De plus, malheureusement, il y a fort à parier que, au 16 mars 2012, soit dans seulement dix mois, la crise du logement dans notre pays ne sera pas résorbée au regard de la faiblesse des aides à la pierre et du décalage croissant entre la capacité contributive des ménages et le coût du logement.

La bataille de fond reste donc celle de la construction de logements et du pouvoir d’achat des ménages. À ce titre, notons que 80 % de nos concitoyens, selon un sondage réalisé pour l’Union sociale pour l’habitat, estiment qu’il n’y a pas assez de logements sociaux.

Je ne peux manquer également de vous signaler un fait inquiétant : le taux de surendettement des ménages a progressé de 17 % en seulement deux mois, entre décembre et février 2011.

Nous vivons une période sociale particulièrement douloureuse qui nous impose de garantir à chacun le respect des droits fondamentaux, et celui d’avoir un toit en fait partie.

Nous regrettons également que la rédaction proposée par cet amendement restreigne le champ d’application de cet article aux personnes reconnues prioritaires par le DALO, soit 57 000 personnes au 31 décembre 2010, et ce alors même que plus de 3 millions de personnes souffrent aujourd’hui de mal-logement dans notre pays et que plus de 1, 3 million de personnes sont en attente d’un logement social.

Pour finir, je souhaiterais évoquer la question du raccourcissement des délais de sursis à l’exécution d’une décision judiciaire d’expulsion octroyés aujourd’hui par les juges.

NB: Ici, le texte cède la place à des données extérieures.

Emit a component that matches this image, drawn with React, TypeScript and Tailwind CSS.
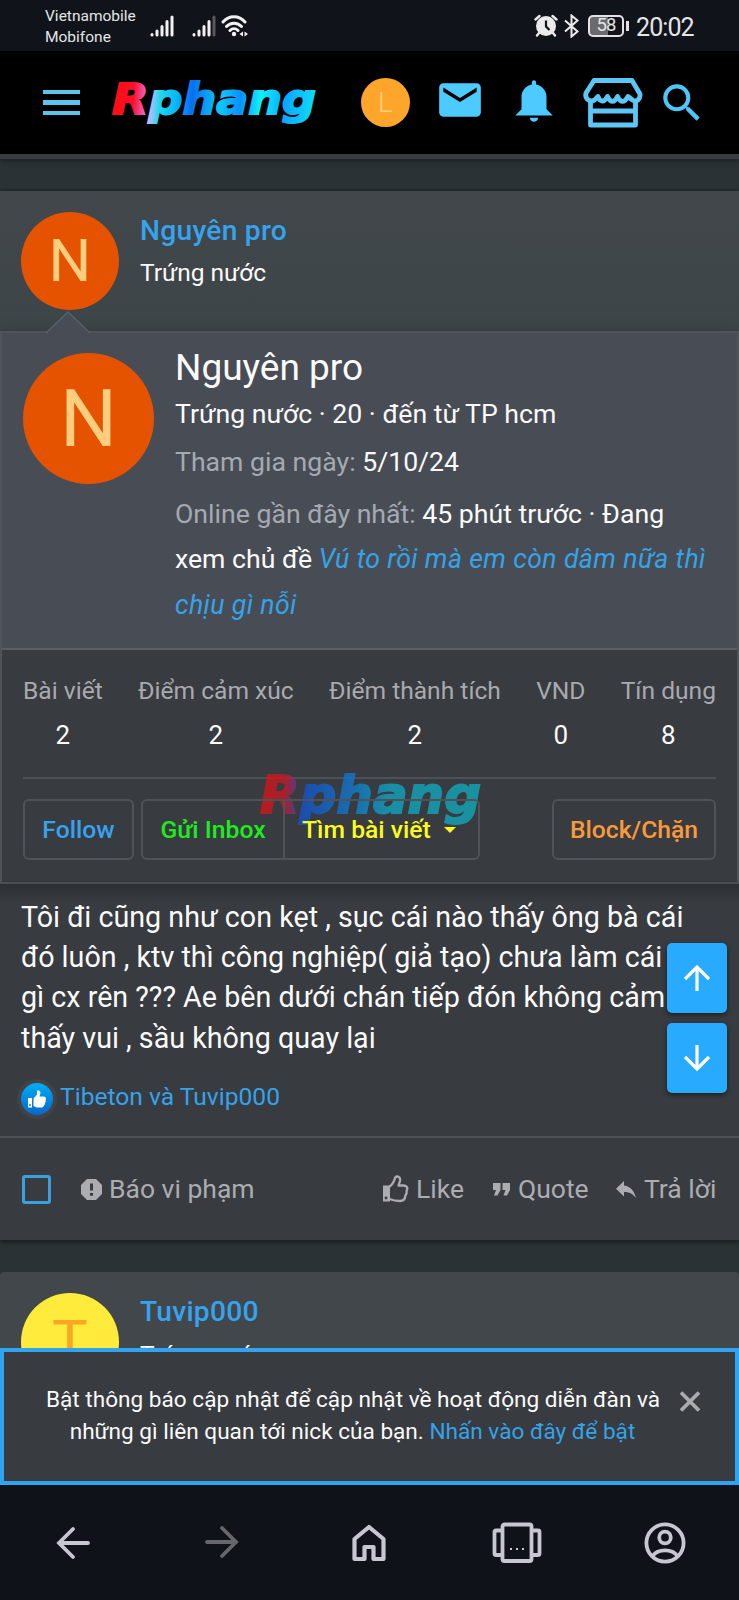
import type { ReactNode } from "react";
import { MdMail } from "react-icons/md";

const stats = [
  { label: "Bài viết", value: "2" },
  { label: "Điểm cảm xúc", value: "2" },
  { label: "Điểm thành tích", value: "2" },
  { label: "VND", value: "0" },
  { label: "Tín dụng", value: "8" },
];

function Signal({ weak }: { weak?: boolean }) {
  return (
    <svg width="24" height="22" viewBox="0 0 24 22" stroke="#f1f1f1" strokeWidth="3" strokeLinecap="round">
      <path d="M2 20V19.500M7 20V16M12 20V11.500M17 20V6.500" />
      <path d="M22 20V2" stroke={weak ? "#55585c" : "#f1f1f1"} />
    </svg>
  );
}

function StatusBar() {
  return (
    <div className="flex h-[51px] items-center bg-[#10141a] text-[#e4e5e7]">
      <div className="ml-[45px] mt-[3px] w-[105px] whitespace-nowrap text-[15.5px] leading-[21.5px]">
        <div>Vietnamobile</div>
        <div>Mobifone</div>
      </div>
      <Signal />
      <div className="ml-[18px]">
        <Signal weak />
      </div>
      <svg className="ml-[5px]" width="28" height="24" viewBox="0 0 28 24" fill="none" stroke="#f1f1f1" strokeWidth="3" strokeLinecap="round">
        <path d="M2 8C8 1 18 1 24 8M5.500 12.500C9.500 8 16.500 8 20.500 12.500M9 16.500C11.500 14 14.500 14 17 16.500" />
        <circle cx="13" cy="20" r="2.200" fill="#f1f1f1" stroke="none" />
        <path d="M22 17.500V22.500L18.500 20ZM23.500 17.500V22.500L27 20Z" fill="#f1f1f1" stroke="none" />
      </svg>
      <svg className="ml-auto" width="24" height="24" viewBox="0 0 24 24">
        <circle cx="12" cy="12" r="10" fill="#ebebeb" />
        <path d="M1.500 5.500L5.500 2M18.500 2L22.500 5.500M5 19L3 21.500M19 19L21 21.500" stroke="#ebebeb" strokeWidth="2.400" strokeLinecap="round" />
        <path d="M12 6.500V12.500L15.500 16" stroke="#10141a" strokeWidth="2.200" fill="none" />
      </svg>
      <svg className="ml-[5px]" width="17" height="24" viewBox="0 0 17 24" fill="none" stroke="#ebebeb" strokeWidth="2">
        <path d="M2 6.500L14.500 17.500L8.500 22.500V1.500L14.500 6.500L2 17.500" />
      </svg>
      <div className="ml-[8px] flex h-[22px] w-[36px] items-center justify-center rounded-[5px] border-2 border-[#e4e0e4] bg-linear-to-r from-[#6b6b6d] from-55% to-[#10141a] to-55% text-[18.5px] leading-none tracking-[-0.8px]">
        58
      </div>
      <div className="ml-[2px] h-[10px] w-[3px] bg-[#e4e0e4]" />
      <div className="ml-[7px] mr-[47px] mt-[3px] w-[56px] whitespace-nowrap text-[25px] leading-none tracking-[-0.9px]">20:02</div>
    </div>
  );
}

function SiteHeader() {
  return (
    <header className="flex h-[103px] items-center bg-black">
      <div className="ml-[43px] flex w-[37px] flex-col gap-[6px]">
        <div className="h-[4.500px] bg-[#5bc3ec]" />
        <div className="h-[4.500px] bg-[#5bc3ec]" />
        <div className="h-[4.500px] bg-[#5bc3ec]" />
      </div>
      <svg className="ml-[30px] mt-px overflow-visible" width="210" height="56" viewBox="0 0 210 56">
        <defs>
          <linearGradient id="logo" gradientUnits="userSpaceOnUse" x1="3" y1="0" x2="204" y2="14">
            <stop offset="0" stopColor="#ff0b10" />
            <stop offset="0.110" stopColor="#ff1028" />
            <stop offset="0.160" stopColor="#ee55b8" />
            <stop offset="0.190" stopColor="#c9b9ff" />
            <stop offset="0.240" stopColor="#20d8ee" />
            <stop offset="0.320" stopColor="#08b8f8" />
            <stop offset="0.400" stopColor="#0870f0" />
            <stop offset="0.540" stopColor="#10c8f8" />
            <stop offset="0.640" stopColor="#0890ff" />
            <stop offset="0.740" stopColor="#10f0f8" />
            <stop offset="0.860" stopColor="#08a8ff" />
            <stop offset="1" stopColor="#10d8f8" />
          </linearGradient>
        </defs>
        <text x="2" y="39" fill="url(#logo)" stroke="url(#logo)" strokeWidth="2" fontFamily="DejaVu Sans" fontStyle="italic" fontWeight="700" fontSize="43" textLength="204" lengthAdjust="spacingAndGlyphs">
          Rphang
        </text>
      </svg>
      <div className="ml-[41px] flex size-[49px] items-center justify-center rounded-full bg-[#fea62b] text-[28px] font-light text-[#ffd27c]">L</div>
      <MdMail className="-mt-[5px] ml-[25px] size-[50px] text-[#4dcaff]" />
      <svg className="-mt-[3px] ml-[24px] size-[50px]" viewBox="0 0 24 24" fill="#4dcaff">
        <path d="M14 20a2 2 0 0 1-4 0h4M12 2a1 1 0 0 1 1 1v1.080c2.840.48 5 2.950 5 5.920v6l3 3H3l3-3v-6c0-2.970 2.160-5.440 5-5.920V3a1 1 0 0 1 1-1Z" />
      </svg>
      <svg className="ml-[24px]" width="60" height="50" viewBox="0 0 60 50" fill="none" stroke="#5cc6f5" strokeWidth="4.800" strokeLinejoin="round">
        <path d="M11 2.500H49L57 16C57.500 21 54 24.500 49.500 22L45 18.500C41.500 25 37.500 25 34.500 18.500C31.500 25 27.500 25 24.500 18.500C21 25 17 24 15 18.500C11 24 8 23.500 5.500 22C2.500 20 2.500 17 3 15Z" />
        <path d="M7.500 22V47H52.500V22M7.500 33H52.500" />
      </svg>
      <svg className="ml-[14px] size-[50px]" viewBox="0 0 24 24" fill="#4fc6f8">
        <path d="M9.500 3A6.500 6.500 0 0 1 16 9.500c0 1.610-.59 3.090-1.560 4.230l.27.27h.79l5 5-1.500 1.500-5-5v-.79l-.27-.27A6.516 6.516 0 0 1 9.500 16a6.500 6.500 0 0 1 0-13m0 2C7 5 5 7 5 9.500S7 14 9.500 14 14 12 14 9.500 12 5 9.500 5Z" />
      </svg>
    </header>
  );
}

function ProfileCard() {
  return (
    <div className="relative h-[553px] border-2 border-[#505458] bg-[#383b40] shadow-[0_4px_14px_rgba(0,0,0,0.35)]">
      {/* pointer towards the avatar above */}
      <svg className="absolute -top-[22px] left-[43px]" width="46" height="23" viewBox="0 0 46 23">
        <path d="M1 22L23 1L45 22V23H1Z" fill="#484d55" />
        <path d="M1 22L23 1L45 22" fill="none" stroke="#596068" strokeWidth="1.500" />
      </svg>
      <div className="flex h-[317px] border-b-2 border-[#5b5f64] bg-[#484d55] pl-[21px] pt-[20px]">
        <div className="flex size-[131px] shrink-0 items-center justify-center rounded-full bg-[#e55300] text-[80px] text-[#ffcd7e]">N</div>
        <div className="ml-[21px] -mt-[9px] whitespace-nowrap text-[26.65px] text-[#fafafa]">
          <div className="h-[46px] text-[37px] leading-[48px]">Nguyên pro</div>
          <div className="h-[48px] leading-[48px]">Trứng nước · 20 · đến từ TP hcm</div>
          <div className="h-[53.5px] leading-[48px]">
            <span className="text-[#a4a9b2]">Tham gia ngày:</span> 5/10/24
          </div>
          <div className="leading-[45.5px]">
            <span className="text-[#a4a9b2]">Online gần đây nhất:</span> 45 phút trước · Đang
            <br />
            xem chủ đề <span className="italic tracking-[0.38px] text-[#36a3e8]">Vú to rồi mà em còn dâm nữa thì</span>
            <br />
            <span className="italic tracking-[0.38px] text-[#36a3e8]">chịu gì nỗi</span>
          </div>
        </div>
      </div>
      <div className="mx-[21px] flex h-[129px] justify-between border-b-2 border-[#4d5055] pt-[19px] text-center">
        {stats.map((s) => (
          <div key={s.label} className="whitespace-nowrap">
            <div className="text-[24.6px] leading-[44px] text-[#a8aaae]">{s.label}</div>
            <div className="text-[26px] leading-[44px] text-[#fafafa]">{s.value}</div>
          </div>
        ))}
      </div>
      <svg className="absolute left-[256px] top-[434px] overflow-visible" width="226" height="66" viewBox="0 0 226 66" opacity="0.800">
        <defs>
          <linearGradient id="watermark" gradientUnits="userSpaceOnUse" x1="2" y1="0" x2="222" y2="14">
            <stop offset="0" stopColor="#d81418" />
            <stop offset="0.120" stopColor="#c41a24" />
            <stop offset="0.170" stopColor="#65398a" />
            <stop offset="0.200" stopColor="#1552c8" />
            <stop offset="0.420" stopColor="#1278cc" />
            <stop offset="0.600" stopColor="#12a4c0" />
            <stop offset="1" stopColor="#12a8b8" />
          </linearGradient>
        </defs>
        <text x="2" y="46" fill="url(#watermark)" stroke="url(#watermark)" strokeWidth="2" fontFamily="DejaVu Sans" fontStyle="italic" fontWeight="700" fontSize="51" textLength="221" lengthAdjust="spacingAndGlyphs">
          Rphang
        </text>
      </svg>
      <div className="relative mx-[21px] mt-[20px] flex h-[61px] text-[24.7px] font-medium leading-[36px]">
        <div className="flex w-[111px] items-center justify-center rounded-[6px] border-2 border-[#4f5257] text-[#36a3ee]">Follow</div>
        <div className="ml-[7px] flex w-[144px] items-center justify-center rounded-l-[6px] border-2 border-[#4f5257] text-[#1fec1f]">Gửi Inbox</div>
        <div className="flex w-[195px] items-center whitespace-nowrap rounded-r-[6px] border-2 border-l-0 border-[#4f5257] pl-[17px] text-[#fcfc1c]">
          Tìm bài viết
          <span className="ml-[13px] border-x-[6px] border-t-[6px] border-x-transparent border-t-[#fcfc1c]" />
        </div>
        <div className="ml-auto flex w-[164px] items-center justify-center rounded-[6px] border-2 border-[#4f5257] text-[#f89a3c]">Block/Chặn</div>
      </div>
    </div>
  );
}

function ThumbUp({ filled }: { filled?: boolean }) {
  return filled ? (
    <svg width="20" height="20" viewBox="0 0 20 20" fill="white">
      <path d="M1 9H5V18.500H1ZM6.500 9.500L10 5.500V2C10 .5 13.500 1 13.500 4L12.500 7.500H17C19 7.500 19.500 10 18.500 11C19 12 18.800 13 18 14C18.200 15 17.500 16 17 16.500C16.500 18 15.500 18.500 14 18.500H9.500L6.500 17Z" />
      <circle cx="3" cy="16" r="0.900" fill="#087cd4" />
    </svg>
  ) : (
    <svg width="27" height="28" viewBox="0 0 27 28" fill="none" stroke="#abadb1" strokeWidth="2.300" strokeLinejoin="round">
      <path d="M7.500 11.500C10.500 9.500 12 7 13 3C14 .5 19 1 18 6L16.500 10.500H22C25.500 11 26 13.500 24.500 16C25 18 24.500 19 23.500 20.500C23 24 21.500 26 18 26C14 26 11 25.500 7.500 24" />
      <path d="M1 10.500H8V26.500H1Z" fill="#abadb1" stroke="none" />
      <circle cx="4" cy="23" r="1.400" fill="#383b40" stroke="none" />
    </svg>
  );
}

function ScrollButton({ children }: { children: ReactNode }) {
  return (
    <div className="flex h-[70px] w-[60px] items-center justify-center rounded-[5px] bg-[#28aaff] shadow-[0_2px_5px_rgba(0,0,0,0.5)]">
      <svg width="26" height="26" viewBox="0 0 26 26" fill="none" stroke="white" strokeWidth="3.200">
        {children}
      </svg>
    </div>
  );
}

function Post() {
  return (
    <article>
      <div className="flex h-[140px] bg-linear-to-b from-[#41474a] to-[#3e4549] pl-[21px] pt-[21px] shadow-[0_-1px_3px_rgba(0,0,0,0.35)]">
        <div className="flex size-[98px] items-center justify-center rounded-full bg-[#e55300] text-[60px] text-[#ffcd7e]">N</div>
        <div className="ml-[21px] whitespace-nowrap">
          <div className="text-[28.2px] font-medium leading-[38px] tracking-[0.25px] text-[#36a3ee]">Nguyên pro</div>
          <div className="mt-[2px] text-[24.5px] leading-[42px] text-[#fafafa]">Trứng nước</div>
        </div>
      </div>
      <ProfileCard />
      <div className="relative h-[356px] bg-[#383b40] shadow-[0_2px_5px_rgba(0,0,0,0.5)]">
        <div className="h-[252px] bg-linear-to-b from-[#2c2f33] to-[#383b40] to-[20px] pl-[21px] pt-[13px]">
          <div className="whitespace-nowrap text-[28.7px] leading-[40.2px] text-[#fafafa]">
            Tôi đi cũng như con kẹt , sục cái nào thấy ông bà cái
            <br />
            đó luôn , ktv thì công nghiệp( giả tạo) chưa làm cái
            <br />
            gì cx rên ??? Ae bên dưới chán tiếp đón không cảm
            <br />
            thấy vui , sầu không quay lại
          </div>
          <div className="-ml-[4px] mt-[21px] flex h-[40px] items-center text-[24.6px] text-[#36a3e8]">
            <div className="flex size-[40px] items-center justify-center rounded-full bg-[#414347]">
              <div className="flex size-[32px] items-center justify-center rounded-full bg-linear-to-b from-[#00aef6] to-[#0b66c8]">
                <ThumbUp filled />
              </div>
            </div>
            <span className="-mt-[3px] ml-[3px] whitespace-nowrap">Tibeton và Tuvip000</span>
          </div>
        </div>
        <div className="flex h-[104px] items-center border-t-2 border-[#4d5055] pl-[22px] text-[26.5px] text-[#abadb1]">
          <div className="size-[29px] rounded-[3px] border-[3px] border-[#3ba0e0]" />
          <svg className="ml-[30px]" width="21" height="21" viewBox="0 0 21 21">
            <path d="M6 0H15L21 6V15L15 21H6L0 15V6Z" fill="#abadb1" />
            <path d="M10.500 4.500V11.500M10.500 14V16.800" stroke="#383b40" strokeWidth="3" />
          </svg>
          <span className="ml-[7px] w-[150px] whitespace-nowrap">Báo vi phạm</span>
          <div className="ml-[123px]">
            <ThumbUp />
          </div>
          <span className="ml-[7px] w-[51px]">Like</span>
          <svg className="ml-[26px]" width="17" height="13" viewBox="0 0 17 13" fill="#abadb1">
            <path d="M0 0H7.500V7L4.500 12.500H1L3 7H0ZM9.500 0H17V7L14 12.500H10.500L12.500 7H9.500Z" />
          </svg>
          <span className="ml-[8px] w-[73px]">Quote</span>
          <svg className="ml-[25px]" width="20" height="17" viewBox="0 0 20 17" fill="#abadb1">
            <path d="M8 0V4.500C15 5.500 18.500 10.500 20 17C16.500 12.500 13 11 8 11V15.500L0 7.800Z" />
          </svg>
          <span className="ml-[8px] whitespace-nowrap">Trả lời</span>
        </div>
        <div className="absolute left-[667px] top-[59px] flex flex-col gap-[10px]">
          <ScrollButton>
            <path d="M13 26V2M1 14L13 2L25 14" />
          </ScrollButton>
          <ScrollButton>
            <path d="M13 0V24M1 12L13 24L25 12" />
          </ScrollButton>
        </div>
      </div>
    </article>
  );
}

function NextPost() {
  return (
    <article className="mt-[32px] flex h-[76px] overflow-hidden rounded-t-[4px] bg-[#41474a] pl-[21px] pt-[21px]">
      <div className="flex size-[98px] items-center justify-center rounded-full bg-[#ffeb3b] text-[60px] text-[#f9a825]">T</div>
      <div className="ml-[21px] whitespace-nowrap">
        <div className="text-[28.2px] font-medium leading-[38px] tracking-[0.25px] text-[#36a3ee]">Tuvip000</div>
        <div className="mt-[3px] text-[24.5px] leading-[42px] text-[#fafafa]">Trứng nước</div>
      </div>
    </article>
  );
}

function PushNotice() {
  return (
    <div className="flex h-[137px] border-4 border-[#2fa4f0] bg-[#383b40] pl-[42px] pt-[32px]">
      <div className="w-[613px] whitespace-nowrap text-center text-[22.6px] leading-[31.5px] text-[#fafafa]">
        Bật thông báo cập nhật để cập nhật về hoạt động diễn đàn và
        <br />
        những gì liên quan tới nick của bạn. <span className="text-[#36a3e8]">Nhấn vào đây để bật</span>
      </div>
      <svg className="ml-[20px] mt-[7px]" width="22" height="21" viewBox="0 0 22 21" stroke="#a9abae" strokeWidth="3.800">
        <path d="M2 1.500L20 19.500M20 1.500L2 19.500" />
      </svg>
    </div>
  );
}

function BrowserBar() {
  return (
    <nav className="grid h-[115px] grid-cols-5 justify-items-center bg-[#0f1218] pt-[37px] text-[#c6c7d0]">
      <svg width="42" height="42" viewBox="0 0 42 42" fill="none" stroke="currentColor" strokeWidth="3.800" strokeLinecap="round">
        <path d="M35 21H6M20 7L6 21L20 35" />
      </svg>
      <svg className="-mt-px" width="42" height="42" viewBox="0 0 42 42" fill="none" stroke="#66676b" strokeWidth="3.800" strokeLinecap="round">
        <path d="M6 21H35M21 7L35 21L21 35" />
      </svg>
      <svg width="42" height="42" viewBox="0 0 42 42" fill="none" stroke="currentColor" strokeWidth="4.200" strokeLinejoin="round">
        <path d="M6.500 17L21 5L35.500 17V37H25.500V25H16.500V37H6.500Z" />
      </svg>
      <svg width="50" height="42" viewBox="0 0 50 42" fill="none" stroke="currentColor" strokeWidth="3.800" strokeLinejoin="round">
        <rect x="10.500" y="2.500" width="29" height="36.500" rx="2" />
        <path d="M10 8.500H4C3 8.500 2.500 9 2.500 10V31.500C2.500 32.500 3 33 4 33H10M40 8.500H46C47 8.500 47.500 9 47.500 10V31.500C47.500 32.500 47 33 46 33H40" />
        <path d="M18 27H20M24 27H26M30 27H32" strokeWidth="2" />
      </svg>
      <svg width="42" height="42" viewBox="0 0 42 42" fill="none" stroke="currentColor" strokeWidth="3.800">
        <circle cx="21" cy="21" r="18.600" />
        <circle cx="21" cy="15.500" r="5.800" />
        <path d="M8.500 34C14 26.500 28 26.500 33.500 34" />
      </svg>
    </nav>
  );
}

export default function App() {
  return (
    <div className="h-[1600px] w-[739px] overflow-hidden bg-[#2b3235] font-['Roboto','Noto_Sans',sans-serif]">
      <StatusBar />
      <SiteHeader />
      <div className="mb-[32px] h-[5px] bg-[#3a3c40] shadow-[0_2px_5px_rgba(0,0,0,0.4)]" />
      <Post />
      <NextPost />
      <PushNotice />
      <BrowserBar />
    </div>
  );
}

En effet, vous le savez, depuis 2009 et l’adoption de la loi MOLLE de Mme Boutin, ces délais sont passés d’un maximum de trois années à un maximum d’une année seulement. Une telle mesure de raccourcissement des délais rend donc beaucoup plus difficile la possibilité de trouver un relogement avant le recours à la force publique.

Nous appelons donc le Gouvernement à revenir aux délais existants auparavant.

Chacun l’aura compris, malgré les bonnes intentions de nos collègues socialistes, nous nous abstiendrons sur cet amendement, qui vise à modifier l’article 2 de notre proposition de loi.